Honda is currently selling several versions of their 500cc bike, but not a single one with Vintage looks, and their Rebel 250 EFI is still a cruiser, a market segment entirely dominated by Harley in America. For all their faults, Harley Davidson motorcycles climb hills great with their torque-heavy Vee-twin engines. This is why so many roam up and down Hwy 49 and 395 and 70. Those are great roads for those bikes, and being expensive, few criminals have the necessary cash to spend on them so bikers tend to be cosplayer-Pirates more often than outlaws. And when you see leather clad bikers in the same mental space as 20-something girls in blue hair and sailor Fukus, you find yourself smiling a lot more often.
 
So scooters come in two different styles. Modern Chinese and Vintage. Modern Chinese scooters are all about cheap function. They have lights that look like they work, like on a car, but are hit and miss from what I've read. Their styling looks dated within months and their resale value is scrap, zero.
Compare the above to a Labretta or Stella which reference movies and have a bulletproof design because original ones are still out there, still being used after 60 years.
And
And
As you can see, a Vintage scooter looks good and holds its value. Modern scooters get throw away. All time ugliest is the Honda Elite from the 1980s. Ugh.

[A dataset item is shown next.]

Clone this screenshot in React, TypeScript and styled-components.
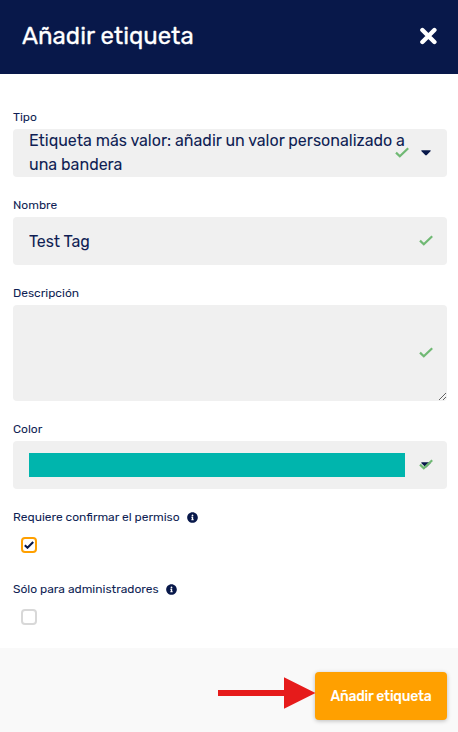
import React from "react";
import styled, { createGlobalStyle } from "styled-components";
import { FaInfoCircle } from "react-icons/fa";

const navy = "#08184a";
const ink = "#0f1e54";

const GlobalStyle = createGlobalStyle`
  *, *::before, *::after { box-sizing: border-box; }
  body {
    margin: 0;
    background: #fff;
    color: ${ink};
    font-family: Rubik, Roboto, sans-serif;
    font-size: 16px;
    line-height: 24px;
  }
`;

const Dialog = styled.div`
  display: flex;
  flex-direction: column;
  min-height: 732px;
`;

const Header = styled.header`
  display: flex;
  align-items: center;
  justify-content: space-between;
  height: 74px;
  padding: 0 20px 2px 22px;
  background: ${navy};
  color: #fff;
`;

const Text = styled.span`
  white-space: nowrap;
`;

const Title = styled.h1`
  margin: 0;
  font-size: 24px;
  font-weight: 400;
  line-height: 32px;
  -webkit-text-stroke: 0.3px #fff;
`;

const CloseButton = styled.button`
  display: flex;
  padding: 0;
  border: 0;
  background: none;
  color: #fff;
`;

const Form = styled.form`
  display: flex;
  flex-direction: column;
  flex: 1;
  gap: 16px;
  padding: 31px 11px 15px 13px;
`;

const Field = styled.div`
  display: flex;
  flex-direction: column;
`;

const Label = styled.label`
  display: flex;
  align-items: center;
  gap: 7px;
  height: 24px;
  font-size: 12px;
`;

const Control = styled.div<{ $end?: number }>`
  position: relative;
  display: flex;
  align-items: center;
  height: 48px;
  padding: 0 ${(p) => p.$end ?? 16}px 0 16px;
  border-radius: 4px;
  background: #f0f0f0;
`;

const Lines = styled.div`
  display: flex;
  flex-direction: column;
  flex: 1;
`;

const Input = styled.input`
  flex: 1;
  min-width: 0;
  padding: 2px 0 0;
  border: 0;
  outline: 0;
  background: none;
  color: inherit;
  font: inherit;
`;

const AreaWrap = styled.div`
  position: relative;
  display: flex;
  height: 96px;
`;

const Area = styled.textarea`
  width: 100%;
  height: 96px;
  padding: 12px 16px;
  border: 0;
  border-radius: 4px;
  outline: 0;
  background: #f0f0f0;
  resize: vertical;
`;

const Swatch = styled.div`
  flex: 1;
  height: 24px;
  background: #00b5ad;
`;

const Adornment = styled.span<{ $right: number }>`
  position: absolute;
  top: 0;
  bottom: 0;
  right: ${(p) => p.$right}px;
  display: flex;
  align-items: center;
  pointer-events: none;
`;

const CheckRow = styled.div`
  display: flex;
  align-items: center;
  height: 32px;
  padding-left: 8px;
`;

const Box = styled.span<{ $on?: boolean }>`
  display: flex;
  align-items: center;
  justify-content: center;
  width: 16px;
  height: 16px;
  border: 2px solid ${(p) => (p.$on ? "#ffa000" : "#d8d8d8")};
  border-radius: 4px;
  background: #fff;
`;

const Footer = styled.footer`
  position: relative;
  display: flex;
  justify-content: flex-end;
  height: 84px;
  padding: 24px 11px 12px;
  background: #f9f9f9;
`;

const Submit = styled.button`
  display: flex;
  align-items: center;
  justify-content: center;
  width: 132px;
  height: 48px;
  padding: 1px 0 0;
  border: 0;
  border-radius: 4px;
  background: #ffa000;
  box-shadow: 0 1px 4px rgba(0, 0, 0, 0.25);
  color: #fff;
  font: 500 14px/24px Rubik, Roboto, sans-serif;
  letter-spacing: -0.23px;
`;

const Pointer = styled.svg`
  position: absolute;
  left: 218px;
  top: 29px;
`;

const Tick = () => (
  <svg width="14" height="12" viewBox="0 0 14 12" fill="none">
    <path d="M1 5.6 4.8 9.2 13.2 1.2" stroke="#70b974" strokeWidth="2.2" />
  </svg>
);

const Caret = () => (
  <svg width="10" height="6" viewBox="0 0 10 6">
    <path d="M.8.3h8.4q1 .2.3 1L5.8 5q-.8.8-1.6 0L.5 1.3Q-.2.5.8.3Z" fill={navy} />
  </svg>
);

export default function App() {
  return (
    <>
      <GlobalStyle />
      <Dialog>
        <Header>
          <Title>Añadir etiqueta</Title>
          <CloseButton aria-label="Cerrar">
            <svg width="20" height="18" viewBox="0 0 20 18">
              <path d="M4.4 3 16.4 15M16.4 3 4.4 15" stroke="#fff" strokeWidth="4.4" strokeLinecap="round" />
            </svg>
          </CloseButton>
        </Header>
        <Form>
          <Field>
            <Label>Tipo</Label>
            <Control $end={42}>
              <Lines>
                <Text>Etiqueta más valor: añadir un valor personalizado a</Text>
                <Text>una bandera</Text>
              </Lines>
              <Adornment $right={38}><Tick /></Adornment>
              <Adornment $right={16}><Caret /></Adornment>
            </Control>
          </Field>
          <Field>
            <Label>Nombre</Label>
            <Control>
              <Input defaultValue="Test Tag" />
              <Adornment $right={14}><Tick /></Adornment>
            </Control>
          </Field>
          <Field>
            <Label>Descripción</Label>
            <AreaWrap>
              <Area />
              <Adornment $right={14}><Tick /></Adornment>
            </AreaWrap>
          </Field>
          <Field>
            <Label>Color</Label>
            <Control $end={42}>
              <Swatch />
              <Adornment $right={16}><Caret /></Adornment>
              <Adornment $right={14}><Tick /></Adornment>
            </Control>
          </Field>
          <Field>
            <Label>
              <Text>Requiere confirmar el permiso</Text>
              <FaInfoCircle size={11} color={navy} />
            </Label>
            <CheckRow>
              <Box $on>
                <svg width="10" height="8" viewBox="0 0 10 8" fill="none">
                  <path d="M.8 4.2 3.5 6.7 9.2 1" stroke={navy} strokeWidth="2.1" />
                </svg>
              </Box>
            </CheckRow>
          </Field>
          <Field>
            <Label>
              <Text>Sólo para administradores</Text>
              <FaInfoCircle size={11} color={navy} />
            </Label>
            <CheckRow><Box /></CheckRow>
          </Field>
        </Form>
        <Footer>
          <Pointer width="98" height="33" viewBox="0 0 98 33">
            <path d="M0 13h66V.3L97.5 16 66 31.8V19H0Z" fill="#e61b1b" />
          </Pointer>
          <Submit type="button">Añadir etiqueta</Submit>
        </Footer>
      </Dialog>
    </>
  );
}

Worse, most of these are still around. It is a mutt. Nobody loves them for their looks. They sell dirt cheap because people recoil in horror at seeing them. They are like 80's haircuts. Wrong in all sorts of ways. But since they are Hondas, the engines just go and go.
 
So what features are appropriate for a scooter made in America?
  1. Vintage looks. Metal, not plastic bodywork. Metal lasts and can be fixed. Plastic warps in the sun and falls off. Metal is heavier, but you'll still have it in 60 years. These plastic Vespas will fall apart in a decade. And they're really ugly underneath.

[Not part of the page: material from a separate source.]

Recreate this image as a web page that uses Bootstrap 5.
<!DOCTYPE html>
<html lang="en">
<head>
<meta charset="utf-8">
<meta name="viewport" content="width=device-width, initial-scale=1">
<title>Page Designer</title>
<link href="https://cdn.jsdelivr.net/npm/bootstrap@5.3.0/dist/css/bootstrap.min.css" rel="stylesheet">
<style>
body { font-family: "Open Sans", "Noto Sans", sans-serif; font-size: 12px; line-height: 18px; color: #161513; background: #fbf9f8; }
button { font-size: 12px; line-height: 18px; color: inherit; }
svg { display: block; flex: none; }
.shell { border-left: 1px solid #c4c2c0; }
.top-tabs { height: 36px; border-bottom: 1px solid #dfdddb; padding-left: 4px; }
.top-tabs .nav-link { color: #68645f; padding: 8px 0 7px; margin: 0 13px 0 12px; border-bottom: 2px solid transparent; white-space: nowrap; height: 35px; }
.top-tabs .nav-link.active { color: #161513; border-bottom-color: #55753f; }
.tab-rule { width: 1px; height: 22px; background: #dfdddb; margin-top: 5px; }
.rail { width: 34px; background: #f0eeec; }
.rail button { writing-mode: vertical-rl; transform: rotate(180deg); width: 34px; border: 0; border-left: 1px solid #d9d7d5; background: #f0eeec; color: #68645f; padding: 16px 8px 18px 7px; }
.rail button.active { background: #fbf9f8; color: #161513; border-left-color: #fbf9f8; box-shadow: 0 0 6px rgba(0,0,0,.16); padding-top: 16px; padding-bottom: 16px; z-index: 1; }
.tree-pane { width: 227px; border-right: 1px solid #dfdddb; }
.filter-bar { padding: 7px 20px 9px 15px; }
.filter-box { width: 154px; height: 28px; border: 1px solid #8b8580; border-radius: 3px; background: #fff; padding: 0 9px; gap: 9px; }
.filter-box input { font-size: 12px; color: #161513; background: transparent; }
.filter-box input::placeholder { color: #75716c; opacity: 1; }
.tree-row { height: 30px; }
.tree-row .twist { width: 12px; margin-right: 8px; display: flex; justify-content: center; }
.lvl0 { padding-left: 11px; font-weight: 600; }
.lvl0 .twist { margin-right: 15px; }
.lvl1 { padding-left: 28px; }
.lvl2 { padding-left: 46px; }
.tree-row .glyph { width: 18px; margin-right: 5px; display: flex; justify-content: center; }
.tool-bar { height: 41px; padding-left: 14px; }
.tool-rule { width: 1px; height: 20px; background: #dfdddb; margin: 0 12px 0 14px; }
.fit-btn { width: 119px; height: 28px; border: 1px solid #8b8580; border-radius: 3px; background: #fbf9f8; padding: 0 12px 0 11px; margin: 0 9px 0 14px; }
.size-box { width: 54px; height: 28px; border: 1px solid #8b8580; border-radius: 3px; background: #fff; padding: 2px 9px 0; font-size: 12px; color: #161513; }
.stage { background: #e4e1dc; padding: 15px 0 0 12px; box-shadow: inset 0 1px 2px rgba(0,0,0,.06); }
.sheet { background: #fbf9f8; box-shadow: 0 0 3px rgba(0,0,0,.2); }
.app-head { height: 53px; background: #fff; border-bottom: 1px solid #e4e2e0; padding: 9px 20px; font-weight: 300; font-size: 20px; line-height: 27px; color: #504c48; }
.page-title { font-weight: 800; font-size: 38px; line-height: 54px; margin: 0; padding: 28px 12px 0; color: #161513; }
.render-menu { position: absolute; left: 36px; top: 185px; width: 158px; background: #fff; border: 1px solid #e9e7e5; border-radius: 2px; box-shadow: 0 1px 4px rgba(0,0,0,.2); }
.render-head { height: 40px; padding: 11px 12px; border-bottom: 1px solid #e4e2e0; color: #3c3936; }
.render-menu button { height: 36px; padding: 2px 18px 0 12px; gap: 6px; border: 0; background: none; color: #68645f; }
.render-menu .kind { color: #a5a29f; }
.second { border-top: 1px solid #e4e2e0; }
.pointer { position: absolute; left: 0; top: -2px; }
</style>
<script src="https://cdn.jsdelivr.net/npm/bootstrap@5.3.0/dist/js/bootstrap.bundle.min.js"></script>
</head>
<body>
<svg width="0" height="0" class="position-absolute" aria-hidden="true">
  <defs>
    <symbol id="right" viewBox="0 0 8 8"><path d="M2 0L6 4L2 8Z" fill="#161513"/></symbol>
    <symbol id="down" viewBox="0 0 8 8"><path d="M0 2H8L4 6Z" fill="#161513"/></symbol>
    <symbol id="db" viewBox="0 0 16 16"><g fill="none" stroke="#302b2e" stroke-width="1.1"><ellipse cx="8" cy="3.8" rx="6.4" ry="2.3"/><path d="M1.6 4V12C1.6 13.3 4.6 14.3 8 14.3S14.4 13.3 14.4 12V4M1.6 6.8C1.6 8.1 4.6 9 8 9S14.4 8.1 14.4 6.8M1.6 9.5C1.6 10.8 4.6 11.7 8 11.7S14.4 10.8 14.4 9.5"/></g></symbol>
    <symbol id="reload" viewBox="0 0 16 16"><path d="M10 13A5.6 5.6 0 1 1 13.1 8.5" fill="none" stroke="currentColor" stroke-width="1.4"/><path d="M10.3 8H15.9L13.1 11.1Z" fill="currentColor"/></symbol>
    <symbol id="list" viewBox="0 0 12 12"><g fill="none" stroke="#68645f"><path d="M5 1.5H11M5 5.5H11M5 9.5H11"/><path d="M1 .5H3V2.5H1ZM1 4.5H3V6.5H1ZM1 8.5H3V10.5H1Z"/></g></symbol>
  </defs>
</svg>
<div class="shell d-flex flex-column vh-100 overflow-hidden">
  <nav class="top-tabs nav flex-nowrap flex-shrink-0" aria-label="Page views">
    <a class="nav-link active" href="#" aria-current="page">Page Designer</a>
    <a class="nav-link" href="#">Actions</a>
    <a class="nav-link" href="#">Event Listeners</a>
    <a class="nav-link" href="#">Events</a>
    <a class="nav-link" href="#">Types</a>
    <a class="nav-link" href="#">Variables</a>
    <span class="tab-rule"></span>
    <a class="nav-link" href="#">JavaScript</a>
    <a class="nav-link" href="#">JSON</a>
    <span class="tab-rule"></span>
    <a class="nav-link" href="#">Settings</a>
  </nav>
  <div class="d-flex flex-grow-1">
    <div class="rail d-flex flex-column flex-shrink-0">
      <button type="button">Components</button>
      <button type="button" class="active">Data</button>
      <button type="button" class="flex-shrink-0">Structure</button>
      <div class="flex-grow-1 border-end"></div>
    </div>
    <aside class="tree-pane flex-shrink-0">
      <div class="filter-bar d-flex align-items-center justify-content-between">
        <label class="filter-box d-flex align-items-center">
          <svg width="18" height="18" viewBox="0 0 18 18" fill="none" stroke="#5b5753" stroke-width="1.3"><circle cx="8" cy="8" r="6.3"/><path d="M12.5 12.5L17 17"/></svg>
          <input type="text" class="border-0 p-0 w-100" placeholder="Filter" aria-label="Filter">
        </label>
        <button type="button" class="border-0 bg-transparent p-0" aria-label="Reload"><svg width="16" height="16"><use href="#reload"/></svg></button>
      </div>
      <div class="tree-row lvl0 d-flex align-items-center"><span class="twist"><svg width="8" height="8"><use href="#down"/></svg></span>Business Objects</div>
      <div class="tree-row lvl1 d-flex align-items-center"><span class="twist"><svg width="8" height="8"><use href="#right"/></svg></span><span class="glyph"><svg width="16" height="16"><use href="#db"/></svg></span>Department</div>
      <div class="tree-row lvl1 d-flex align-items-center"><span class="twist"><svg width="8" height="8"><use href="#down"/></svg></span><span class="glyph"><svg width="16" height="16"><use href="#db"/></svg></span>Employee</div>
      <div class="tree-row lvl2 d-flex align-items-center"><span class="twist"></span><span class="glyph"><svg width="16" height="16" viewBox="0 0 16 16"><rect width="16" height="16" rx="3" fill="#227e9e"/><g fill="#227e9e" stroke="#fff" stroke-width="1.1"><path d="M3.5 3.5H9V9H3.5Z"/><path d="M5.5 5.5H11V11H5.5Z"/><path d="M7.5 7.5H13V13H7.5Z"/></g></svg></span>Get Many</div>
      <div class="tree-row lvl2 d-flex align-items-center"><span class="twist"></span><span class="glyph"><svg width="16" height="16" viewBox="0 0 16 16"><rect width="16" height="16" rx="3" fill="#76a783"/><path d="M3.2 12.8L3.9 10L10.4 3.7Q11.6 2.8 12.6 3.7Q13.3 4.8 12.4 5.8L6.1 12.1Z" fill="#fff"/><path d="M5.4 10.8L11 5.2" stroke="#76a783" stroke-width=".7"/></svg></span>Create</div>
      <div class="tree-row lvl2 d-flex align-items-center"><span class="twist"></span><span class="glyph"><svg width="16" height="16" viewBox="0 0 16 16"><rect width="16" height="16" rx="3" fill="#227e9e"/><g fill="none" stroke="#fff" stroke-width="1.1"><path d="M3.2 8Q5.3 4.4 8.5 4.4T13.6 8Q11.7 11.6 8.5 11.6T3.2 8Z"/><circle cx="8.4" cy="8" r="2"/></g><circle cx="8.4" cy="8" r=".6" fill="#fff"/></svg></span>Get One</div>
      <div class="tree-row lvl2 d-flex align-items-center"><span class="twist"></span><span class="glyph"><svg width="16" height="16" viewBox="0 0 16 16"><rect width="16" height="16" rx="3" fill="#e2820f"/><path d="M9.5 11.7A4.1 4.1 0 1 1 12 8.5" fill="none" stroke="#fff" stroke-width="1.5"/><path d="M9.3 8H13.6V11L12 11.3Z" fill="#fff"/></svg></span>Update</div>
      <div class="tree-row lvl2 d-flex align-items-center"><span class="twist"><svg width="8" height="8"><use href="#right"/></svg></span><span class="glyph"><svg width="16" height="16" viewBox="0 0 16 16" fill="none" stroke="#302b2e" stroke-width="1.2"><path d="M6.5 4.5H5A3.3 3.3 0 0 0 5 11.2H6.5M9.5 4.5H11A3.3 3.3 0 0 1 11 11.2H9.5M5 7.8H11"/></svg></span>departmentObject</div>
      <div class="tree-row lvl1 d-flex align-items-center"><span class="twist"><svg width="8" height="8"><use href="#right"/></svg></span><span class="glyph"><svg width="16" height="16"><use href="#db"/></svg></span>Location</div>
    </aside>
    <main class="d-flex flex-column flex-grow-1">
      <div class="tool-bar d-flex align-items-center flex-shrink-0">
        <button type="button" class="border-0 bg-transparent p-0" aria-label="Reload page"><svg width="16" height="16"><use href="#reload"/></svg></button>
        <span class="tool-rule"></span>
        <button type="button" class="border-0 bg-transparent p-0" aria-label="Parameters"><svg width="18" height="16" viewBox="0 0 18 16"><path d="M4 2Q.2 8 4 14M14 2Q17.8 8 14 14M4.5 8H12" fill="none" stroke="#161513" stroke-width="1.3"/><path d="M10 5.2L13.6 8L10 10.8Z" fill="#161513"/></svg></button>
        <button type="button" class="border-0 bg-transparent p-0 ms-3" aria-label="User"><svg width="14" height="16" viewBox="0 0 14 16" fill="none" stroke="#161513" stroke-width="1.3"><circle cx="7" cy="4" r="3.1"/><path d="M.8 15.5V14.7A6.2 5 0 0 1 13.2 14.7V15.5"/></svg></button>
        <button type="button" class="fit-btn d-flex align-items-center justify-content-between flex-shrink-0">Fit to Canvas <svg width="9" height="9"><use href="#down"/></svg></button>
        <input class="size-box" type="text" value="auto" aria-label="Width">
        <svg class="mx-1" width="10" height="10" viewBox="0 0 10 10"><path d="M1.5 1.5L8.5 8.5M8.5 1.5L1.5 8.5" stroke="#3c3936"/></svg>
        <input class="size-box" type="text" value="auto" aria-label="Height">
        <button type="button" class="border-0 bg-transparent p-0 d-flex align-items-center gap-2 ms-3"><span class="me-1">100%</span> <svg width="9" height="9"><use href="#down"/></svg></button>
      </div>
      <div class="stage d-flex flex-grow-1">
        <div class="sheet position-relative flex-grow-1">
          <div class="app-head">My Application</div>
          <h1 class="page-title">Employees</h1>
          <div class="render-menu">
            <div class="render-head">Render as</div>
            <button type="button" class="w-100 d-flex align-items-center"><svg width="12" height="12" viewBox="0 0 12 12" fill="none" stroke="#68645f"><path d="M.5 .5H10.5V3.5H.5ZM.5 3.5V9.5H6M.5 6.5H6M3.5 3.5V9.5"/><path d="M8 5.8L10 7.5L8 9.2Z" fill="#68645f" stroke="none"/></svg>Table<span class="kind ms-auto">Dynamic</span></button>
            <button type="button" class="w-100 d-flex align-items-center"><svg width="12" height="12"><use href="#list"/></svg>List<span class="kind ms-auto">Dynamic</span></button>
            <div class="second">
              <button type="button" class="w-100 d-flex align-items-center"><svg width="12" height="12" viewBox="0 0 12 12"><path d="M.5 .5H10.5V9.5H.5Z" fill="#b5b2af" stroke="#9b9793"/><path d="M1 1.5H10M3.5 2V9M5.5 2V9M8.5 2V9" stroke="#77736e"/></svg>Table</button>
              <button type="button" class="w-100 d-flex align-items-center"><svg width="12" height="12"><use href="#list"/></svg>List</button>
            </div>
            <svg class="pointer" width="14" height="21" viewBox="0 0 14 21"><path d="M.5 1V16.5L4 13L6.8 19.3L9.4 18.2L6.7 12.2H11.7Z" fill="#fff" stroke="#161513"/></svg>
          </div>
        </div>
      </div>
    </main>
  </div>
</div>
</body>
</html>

  2. Working lights so you can see around corners after dark.
  3. Engine on the frame, not the suspension member like Vespa.
  4. 3-4 inches of vertical wheel travel, not 1-2 inches like a Vespa.
  5. Flat bottom floorboards for groceries, with a folding hook.
  6. Automatic transmission, because girls don't understand a clutch. 
  7. Front disc brake. Replacement brake pads available everywhere.
  8. 110-150cc four stroke engines, CARB legal and catalytic converter, able to pull a hill and reach 40 mph.
  9. 12-16 inch wheels to roll through potholes without spilling the rider.
  10. Adjustable rear suspension so a passenger riding pillion still has suspension. Average rider weight is probably 180, can be detuned to 130 for coeds.
  11. Add about 10 inches to bike length to accommodate engine, etc over standard tiny Vespas, will help with stability too.
  12. Offer 300 cc engine upgrade and EFI for highway riders and mountain riders, since The West is big spaces.
  13. Offer oil cooler standard, and consider water cooled engines too.
  14. Use standard industrial Kevlar belts for the CVT rollers since they last and are cheap.
  15. Use transfer pivot for actual exposed drive chain or belt to rear wheel as greatly reduces weight and improved handling.
  16. Mechanical steering lock, motion sensor alarm, and text message alert via free IT setup. Will require cellphone signal for that one, but will cut down on thefts if E911 GPS chip tasked with sending location of Scooter.
  17. RFI key fob, rotating codes like Honda uses on cars uncovers steering lock, requires physical key to unlock frame, brakes unlock when key in ignition so can be rolled unpowered for ground floor apartment dwellers, or roll out of garage.
  18. Backup kick starter.
 
And people already know about Enduros so don't bother competing with those. They have their place too. These scooters are for getting to work and college as the oil runs out and gets much more expensive. When the roads go away, people will switch to long suspension Enduros or move into town where a scooter still works. The trouble with starting a scooter company to build a model that actually suits American roads is the other makers could easily cut their prices by half and still make a huge profit and get most of your customers. I wonder if pretending to start a company would be enough to trick other makers into price cuts? Its not like normal people in today's economy can afford to buy a Tesla S when they're $65K. A scooter is $5K for the fancy one, but so is a used car, with a roof and 4 wheels that won't tip over and can't be thrown in the back of a pickup truck by a couple strong men and stolen in moments. Cars are currently nearly as cheap and a lot less trouble. But someday the cost of gasoline will make you suck your teeth noisily, and a scooter gets 100 mpg. What car gets that? In a world where the only jobs a college graduate can get are part time and minimum wage, all the money they get needs to go towards fuel and housing, not gasoline. And that's where our world is heading.